By "large" do you mean something more like 0.01 m², 0.1 m², 1 m², 10 m², or 100 m²? Any of those is a "large panel" in some frame of reference.

They're not a good investment due to high cost of the panels compared to the price of electricity. Which to be fair is heavily subsided be the state. I'm looking forward to install ones myself, but I'm in the 90th percentile of people in my country that can afford to write big check upfront for power for home usage. Again most of the usage now is limited to agriculture since it makes sense there financially.

By large I mean around 2m² each. Not sure the best size to capture the most out of the sun. But we're at the edge of the Sahara desert, so the climate is a little bit helping there.

Interesting! Yeah, if electricity is heavily subsidized, you're probably right that solar panels are unprofitable. How much does electricity cost? Why don't the agricultural water pumping folks use the subsidized electricity instead of installing solar panels?
0.021 usd per kwh. Farmer are sparsely located, so linking them to the main grid is costly as they need to pay for it by themselves.
Hmm, if we use €0.19/Wp as the price, US$1.08/€ as the exchange rate, and 30% as the capacity factor (I'm assuming it's a bit sunnier than Arizona, which has a 25% average capacity factor for utility-scale solar), the payback time is only 3.7 years. That seems like a pretty profitable investment even despite the subsidized electrical rate.

To be concrete, a 200-watt solar panel should cost about US$41, and produce on average 60 watts: 0.06 kWh/h, which is US$0.00126 per hour, US$0.03 per day, US$0.92 per month, US$11 per year. So in a bit less than four years, it pays for itself, unless the subsidized price of power drops by then or someone steals the panel. If we include a motor scooter battery and cigarette-lighter inverter so you can plug regular appliances into it, even at night, the payback time jumps up to maybe ten years.

Maybe you're mostly saying that US$41 or US$100 is a lot of money to invest up front, or maybe the problem is (as it is here in Argentina) that panel prices are wildly inflated by corruption.

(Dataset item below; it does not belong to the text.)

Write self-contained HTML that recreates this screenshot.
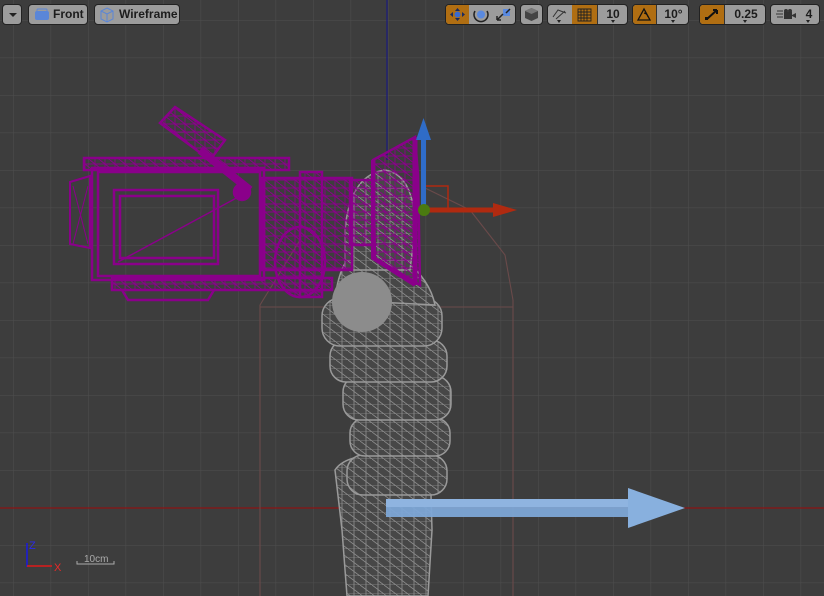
<!DOCTYPE html>
<html><head><meta charset="utf-8"><style>
html,body{margin:0;padding:0;width:824px;height:596px;overflow:hidden;background:#3d3d3d;font-family:"Liberation Sans",sans-serif}
.b{position:absolute;top:4px;height:21px;background:#9c9c9c;border:1px solid #222;border-radius:4px;box-sizing:border-box;font-size:12px;font-weight:bold;color:#1c1c1c;line-height:19px}
.o{position:absolute;top:0;bottom:0;background:#b06e12}
.sep{position:absolute;top:0;bottom:0;width:1px;background:#333}
.t{position:absolute;top:0;text-align:center}
.c{position:absolute;bottom:1px;width:0;height:0;border-left:2.5px solid transparent;border-right:2.5px solid transparent;border-top:3px solid #222}
</style></head><body>
<svg width="824" height="596" style="position:absolute;left:0;top:0">
<defs>
<pattern id="g" width="37.5" height="37.5" patternUnits="userSpaceOnUse" x="13" y="20">
<path d="M0 0V37.5M0 0H37.5" stroke="#4c4c4c" stroke-width="1.2" fill="none"/>
</pattern>
<pattern id="w" width="12" height="9" patternUnits="userSpaceOnUse">
<rect width="12" height="9" fill="#474747"/>
<path d="M0 0L12 9M0 9H12M6 0V9" stroke="#8e8e8e" stroke-width="0.8"/>
</pattern>
<pattern id="m" width="10" height="8" patternUnits="userSpaceOnUse">
<path d="M0 0L10 8M0 4H10M5 0V8" stroke="#8c008c" stroke-width="0.9"/>
</pattern>
</defs>
<rect width="824" height="596" fill="url(#g)"/>
<line x1="0" y1="508" x2="824" y2="508" stroke="#8a1414" stroke-width="1.2"/>
<line x1="387" y1="0" x2="387" y2="160" stroke="#1d1d7a" stroke-width="1.3"/>
<path d="M260 596V305L300 240M425 188L470 210L505 255L513 300V596M260 307H513M387 300V596" stroke="#6a4a4a" stroke-width="1.1" fill="none"/>
<g stroke="#9a9a9a" stroke-width="1.5" fill="url(#w)">
<path d="M347 596L342 530L335 470Q345 455 380 455L430 460L432 530L428 596Z"/>
<rect x="347" y="455" width="100" height="40" rx="16"/>
<rect x="350" y="418" width="100" height="38" rx="15"/>
<rect x="343" y="376" width="108" height="44" rx="16"/>
<rect x="330" y="340" width="117" height="42" rx="16"/>
<rect x="322" y="298" width="120" height="48" rx="18"/>
<path d="M335 300Q340 250 370 245L405 260Q430 280 435 305Z"/>
<path d="M345 230Q350 175 385 170Q415 175 415 230L410 270H345Z"/>
</g>
<circle cx="362" cy="302" r="30" fill="#8c8c8c"/>
<g stroke="#8a008a" stroke-width="2.5" fill="none">
<rect x="84" y="158" width="205" height="12" fill="url(#m)"/>
<rect x="92" y="168" width="172" height="112"/>
<rect x="98" y="172" width="162" height="104"/>
<rect x="114" y="190" width="104" height="74"/>
<rect x="120" y="196" width="94" height="62"/>
<line x1="118" y1="262" x2="242" y2="195" stroke-width="1.5"/>
<path d="M70 182L90 176V248L70 244Z" stroke-width="2"/>
<path d="M73 186L88 244M73 244L88 186" stroke-width="1"/>
<rect x="112" y="278" width="220" height="12" fill="url(#m)"/>
<path d="M122 290L128 300H208L214 290"/>
<path d="M160 123L175 107L225 140L210 160Z" fill="url(#m)"/>
<path d="M200 150L250 190" stroke-width="8"/>
<circle cx="242" cy="192" r="8" fill="#8a008a"/>
<rect x="262" y="178" width="90" height="92" fill="url(#m)"/>
<rect x="300" y="172" width="22" height="125" fill="url(#m)"/>
<ellipse cx="300" cy="262" rx="25" ry="35" fill="url(#m)"/>
<rect x="350" y="180" width="24" height="65" fill="url(#m)"/>
<path d="M373 160L415 137L418 175L420 285L375 258Z" fill="url(#m)"/>
<path d="M373 160L373 258L415 285" stroke-width="4"/>
<path d="M415 137V285" stroke-width="5"/>
</g>
<path d="M423 186H448V210" stroke="#b02a10" stroke-width="1.5" fill="none"/>
<rect x="421" y="138" width="5" height="72" fill="#2f6cc8"/>
<path d="M416 140L423.5 118L431 140Z" fill="#2f6cc8"/>
<rect x="424" y="207.5" width="72" height="5" fill="#b02a10"/>
<path d="M493 203L517 210L493 217Z" fill="#b02a10"/>
<circle cx="424" cy="210" r="6" fill="#4a7a10"/>
<rect x="386" y="499" width="245" height="18" fill="#7da6d6" opacity="0.95"/>
<rect x="386" y="499" width="245" height="8" fill="#8fb4e0"/>
<path d="M628 488L685 508L628 528Z" fill="#88b0de"/>
<line x1="27" y1="543" x2="27" y2="567" stroke="#1a1ae0" stroke-width="1.5"/>
<line x1="27" y1="566" x2="52" y2="566" stroke="#e01a1a" stroke-width="1.5"/>
<text x="29" y="549" fill="#2a2ae8" font-size="11" font-family="Liberation Sans">Z</text>
<text x="54" y="571" fill="#e82a2a" font-size="11" font-family="Liberation Sans">X</text>
<path d="M77 561V564H114V561" stroke="#aaa" fill="none"/>
<text x="84" y="562" fill="#aaa" font-size="10" font-family="Liberation Sans">10cm</text>
</svg>

<div class="b" style="left:2px;width:20px"><div class="c" style="left:6px;top:8px;border-left-width:4px;border-right-width:4px;border-top-width:4px"></div></div>
<div class="b" style="left:28px;width:60px"><svg width="18" height="14" style="position:absolute;left:4px;top:3px"><rect x="2" y="3" width="14" height="9" rx="2" fill="#5a86d8"/><rect x="4" y="1" width="10" height="5" rx="1" fill="none" stroke="#5a86d8"/></svg><span style="position:absolute;left:24px">Front</span></div>
<div class="b" style="left:94px;width:86px"><svg width="16" height="16" style="position:absolute;left:4px;top:2px"><path d="M8 1L14 4V12L8 15L2 12V4Z M2 4L8 7L14 4M8 7V15" stroke="#5a86d8" fill="none"/></svg><span style="position:absolute;left:24px">Wireframe</span></div>

<div class="b" style="left:445px;width:71px">
<div class="o" style="left:0;width:23px;border-radius:3px 0 0 3px"></div>
<svg width="71" height="19" style="position:absolute;left:0;top:0"><path d="M11.5 3L14 6H9ZM11.5 16L14 13H9ZM4 9.5L7 7V12ZM19 9.5L16 7V12Z" fill="#1a2a60"/><circle cx="11.5" cy="9.5" r="3" fill="#3a6ad0"/><circle cx="35" cy="9.5" r="4" fill="#5a8ae0"/><path d="M29 6A7 7 0 1 0 41 6" stroke="#222" stroke-width="1.5" fill="none"/><rect x="57" y="4" width="7" height="7" fill="#5a8ae0"/><path d="M51 15L57 9M51 15V11M51 15H55M64 4L60 8" stroke="#222" stroke-width="1.5"/></svg></div>
<div class="b" style="left:520px;width:23px"><svg width="21" height="19" style="position:absolute;left:0;top:0"><path d="M10.5 3L17 6V13L10.5 16L4 13V6Z" fill="#444"/><path d="M4 6L10.5 9L17 6L10.5 3Z" fill="#777"/></svg></div>
<div class="b" style="left:547px;width:81px">
<svg width="24" height="19" style="position:absolute;left:0;top:0"><path d="M5 12L10 5L18 8M8 14L17 6" stroke="#333" fill="none"/></svg><div class="c" style="left:9px"></div>
<div class="sep" style="left:24px"></div>
<div class="o" style="left:24px;width:25px"><svg width="25" height="19"><path d="M6 4H19V16H6ZM6 7H19M6 10H19M6 13H19M9 4V16M12 4V16M15 4V16" stroke="#222" fill="none" stroke-width="0.9"/></svg></div>
<div class="sep" style="left:49px"></div>
<div class="t" style="left:50px;width:30px">10</div><div class="c" style="left:63px"></div></div>
<div class="b" style="left:632px;width:57px">
<div class="o" style="left:0;width:23px;border-radius:3px 0 0 3px"><svg width="23" height="19"><path d="M5 15L11 4L17 15Z M11 8A5 5 0 0 1 15 12" stroke="#111" fill="none" stroke-width="1.3"/></svg></div>
<div class="sep" style="left:23px"></div>
<div class="t" style="left:24px;width:33px">10°</div><div class="c" style="left:38px"></div></div>
<div class="b" style="left:699px;width:67px">
<div class="o" style="left:0;width:24px;border-radius:3px 0 0 3px"><svg width="24" height="19"><path d="M7 14L17 5M17 5H13M17 5V9" stroke="#111" stroke-width="2" fill="none"/><rect x="5" y="12" width="3" height="3" fill="#111"/></svg></div>
<div class="sep" style="left:24px"></div>
<div class="t" style="left:25px;width:42px">0.25</div><div class="c" style="left:43px"></div></div>
<div class="b" style="left:770px;width:50px">
<svg width="26" height="19" style="position:absolute;left:3px;top:0"><path d="M3 6H9M2 9H9M3 12H9" stroke="#333"/><rect x="10" y="7" width="8" height="7" fill="#333"/><circle cx="12" cy="6" r="2" fill="#333"/><circle cx="16" cy="6" r="2" fill="#333"/><path d="M18 10L22 8V13L18 11Z" fill="#333"/></svg>
<div class="t" style="left:28px;width:20px">4</div><div class="c" style="left:35px"></div></div>
</body></html>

Last time I was installing panels, they were cheap even the mono ones, but there were other costs like mppt charger, batteries, inverter and DC wires (copper is expensive) when I summed it all, I got to the breakeven point in 10 years.

Now I am thinking about grid connected setup but still AC module isn't cheap if they were only $50-$100, like the enphase AC units embedded into solar panel itself, it would be worth it. But it nearly doubles the price so I've not installed any panel yet.